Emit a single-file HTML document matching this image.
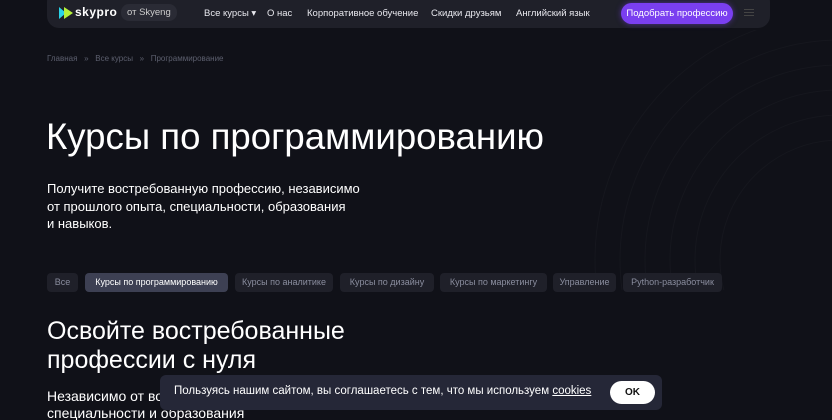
<!DOCTYPE html><html><head><meta charset="utf-8"><style>
body{margin:0;width:832px;height:420px;overflow:hidden;background:#101118;font-family:"Liberation Sans",sans-serif;color:#fff;position:relative}
.a{position:absolute;white-space:nowrap}
.nav{position:absolute;left:47px;top:-10px;width:723px;height:38px;background:#1f2029;border-radius:12px}
.t{font-size:9.5px;color:#e8e8ee}
.tab{position:absolute;top:273px;height:19px;line-height:19px;font-size:9px;color:#8a8d9e;background:#1f2029;border-radius:4px;text-align:center;white-space:nowrap;overflow:hidden}
</style></head><body>
<svg class="a" style="left:360px;top:30px" width="472" height="260"><g fill="none" stroke="#16171e" stroke-width="1">
<circle cx="480" cy="230" r="120"/><circle cx="480" cy="230" r="145"/><circle cx="480" cy="230" r="170"/><circle cx="480" cy="230" r="195"/><circle cx="480" cy="230" r="220"/><circle cx="480" cy="230" r="245"/></g></svg>
<div class="nav"></div>
<svg class="a" style="left:59px;top:7px" width="14" height="12"><polygon points="0,0 7,6 0,12" fill="#2ad4e8"/><polygon points="5,0 14,6 5,12" fill="#b6f23a"/></svg>
<div class="a" style="left:75px;top:5px;font-size:12px;font-weight:bold;letter-spacing:0.5px">skypro</div>
<div class="a" style="left:121px;top:4px;height:17px;line-height:17px;padding:0 6px;border-radius:8px;background:#2a2b35;font-size:9.5px;color:#ccc">от Skyeng</div>
<div class="a t" style="left:204px;top:8px">Все курсы ▾</div>
<div class="a t" style="left:267px;top:8px">О нас</div>
<div class="a t" style="left:307px;top:8px">Корпоративное обучение</div>
<div class="a t" style="left:431px;top:8px">Скидки друзьям</div>
<div class="a t" style="left:516px;top:8px">Английский язык</div>
<div class="a" style="left:621px;top:3px;width:112px;height:21px;line-height:21px;text-align:center;border-radius:11px;background:#7a3ff0;font-size:9.5px;box-shadow:0 0 6px #7a3ff088">Подобрать профессию</div>
<div class="a" style="left:744px;top:9px;width:10px;height:1px;background:#444;box-shadow:0 3px 0 #444,0 6px 0 #444"></div>
<div class="a" style="left:47px;top:54px;font-size:8px;color:#5c5f6e">Главная &nbsp; » &nbsp; Все курсы &nbsp; » &nbsp; Программирование</div>
<div class="a" style="left:46px;top:116px;font-size:36.6px">Курсы по программированию</div>
<div class="a" style="left:47px;top:180px;font-size:13px;line-height:17.5px">Получите востребованную профессию, независимо<br>от прошлого опыта, специальности, образования<br>и навыков.</div>
<div class="tab" style="left:47px;width:31px">Все</div>
<div class="tab" style="left:85px;background:#3d4053;color:#fff;width:143px">Курсы по программированию</div>
<div class="tab" style="left:235px;width:98px">Курсы по аналитике</div>
<div class="tab" style="left:340px;width:94px">Курсы по дизайну</div>
<div class="tab" style="left:440px;width:107px">Курсы по маркетингу</div>
<div class="tab" style="left:553px;width:63px">Управление</div>
<div class="tab" style="left:623px;width:99px">Python-разработчик</div>
<div class="a" style="left:47px;top:317px;font-size:25px;line-height:29px">Освойте востребованные<br>профессии с нуля</div>
<div class="a" style="left:47px;top:388px;font-size:14px;line-height:17px;height:32px;overflow:hidden">Независимо от возможностей<br>специальности и образования</div>
<div class="a" style="left:160px;top:375px;width:502px;height:35px;background:#252737;border-radius:6px"></div>
<div class="a" style="left:174px;top:385px;font-size:11.5px">Пользуясь нашим сайтом, вы соглашаетесь с тем, что мы используем <u>cookies</u></div>
<div class="a" style="left:610px;top:381px;width:45px;height:23px;line-height:23px;text-align:center;background:#fff;color:#111;border-radius:12px;font-size:10px;font-weight:bold">OK</div>
</body></html>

● ● ●

• GIVEN TASK: Every line of the data above should be quoted exactly. Omit the pictures.

• EXERCISE SOLUTION:
Emit a single-file HTML document matching this image.
<!DOCTYPE html><html><head><meta charset="utf-8"><style>
body{margin:0;width:832px;height:420px;overflow:hidden;background:#101118;font-family:"Liberation Sans",sans-serif;color:#fff;position:relative}
.a{position:absolute;white-space:nowrap}
.nav{position:absolute;left:47px;top:-10px;width:723px;height:38px;background:#1f2029;border-radius:12px}
.t{font-size:9.5px;color:#e8e8ee}
.tab{position:absolute;top:273px;height:19px;line-height:19px;font-size:9px;color:#8a8d9e;background:#1f2029;border-radius:4px;text-align:center;white-space:nowrap;overflow:hidden}
</style></head><body>
<svg class="a" style="left:360px;top:30px" width="472" height="260"><g fill="none" stroke="#16171e" stroke-width="1">
<circle cx="480" cy="230" r="120"/><circle cx="480" cy="230" r="145"/><circle cx="480" cy="230" r="170"/><circle cx="480" cy="230" r="195"/><circle cx="480" cy="230" r="220"/><circle cx="480" cy="230" r="245"/></g></svg>
<div class="nav"></div>
<svg class="a" style="left:59px;top:7px" width="14" height="12"><polygon points="0,0 7,6 0,12" fill="#2ad4e8"/><polygon points="5,0 14,6 5,12" fill="#b6f23a"/></svg>
<div class="a" style="left:75px;top:5px;font-size:12px;font-weight:bold;letter-spacing:0.5px">skypro</div>
<div class="a" style="left:121px;top:4px;height:17px;line-height:17px;padding:0 6px;border-radius:8px;background:#2a2b35;font-size:9.5px;color:#ccc">от Skyeng</div>
<div class="a t" style="left:204px;top:8px">Все курсы ▾</div>
<div class="a t" style="left:267px;top:8px">О нас</div>
<div class="a t" style="left:307px;top:8px">Корпоративное обучение</div>
<div class="a t" style="left:431px;top:8px">Скидки друзьям</div>
<div class="a t" style="left:516px;top:8px">Английский язык</div>
<div class="a" style="left:621px;top:3px;width:112px;height:21px;line-height:21px;text-align:center;border-radius:11px;background:#7a3ff0;font-size:9.5px;box-shadow:0 0 6px #7a3ff088">Подобрать профессию</div>
<div class="a" style="left:744px;top:9px;width:10px;height:1px;background:#444;box-shadow:0 3px 0 #444,0 6px 0 #444"></div>
<div class="a" style="left:47px;top:54px;font-size:8px;color:#5c5f6e">Главная &nbsp; » &nbsp; Все курсы &nbsp; » &nbsp; Программирование</div>
<div class="a" style="left:46px;top:116px;font-size:36.6px">Курсы по программированию</div>
<div class="a" style="left:47px;top:180px;font-size:13px;line-height:17.5px">Получите востребованную профессию, независимо<br>от прошлого опыта, специальности, образования<br>и навыков.</div>
<div class="tab" style="left:47px;width:31px">Все</div>
<div class="tab" style="left:85px;background:#3d4053;color:#fff;width:143px">Курсы по программированию</div>
<div class="tab" style="left:235px;width:98px">Курсы по аналитике</div>
<div class="tab" style="left:340px;width:94px">Курсы по дизайну</div>
<div class="tab" style="left:440px;width:107px">Курсы по маркетингу</div>
<div class="tab" style="left:553px;width:63px">Управление</div>
<div class="tab" style="left:623px;width:99px">Python-разработчик</div>
<div class="a" style="left:47px;top:317px;font-size:25px;line-height:29px">Освойте востребованные<br>профессии с нуля</div>
<div class="a" style="left:47px;top:388px;font-size:14px;line-height:17px;height:32px;overflow:hidden">Независимо от возможностей<br>специальности и образования</div>
<div class="a" style="left:160px;top:375px;width:502px;height:35px;background:#252737;border-radius:6px"></div>
<div class="a" style="left:174px;top:385px;font-size:11.5px">Пользуясь нашим сайтом, вы соглашаетесь с тем, что мы используем <u>cookies</u></div>
<div class="a" style="left:610px;top:381px;width:45px;height:23px;line-height:23px;text-align:center;background:#fff;color:#111;border-radius:12px;font-size:10px;font-weight:bold">OK</div>
</body></html>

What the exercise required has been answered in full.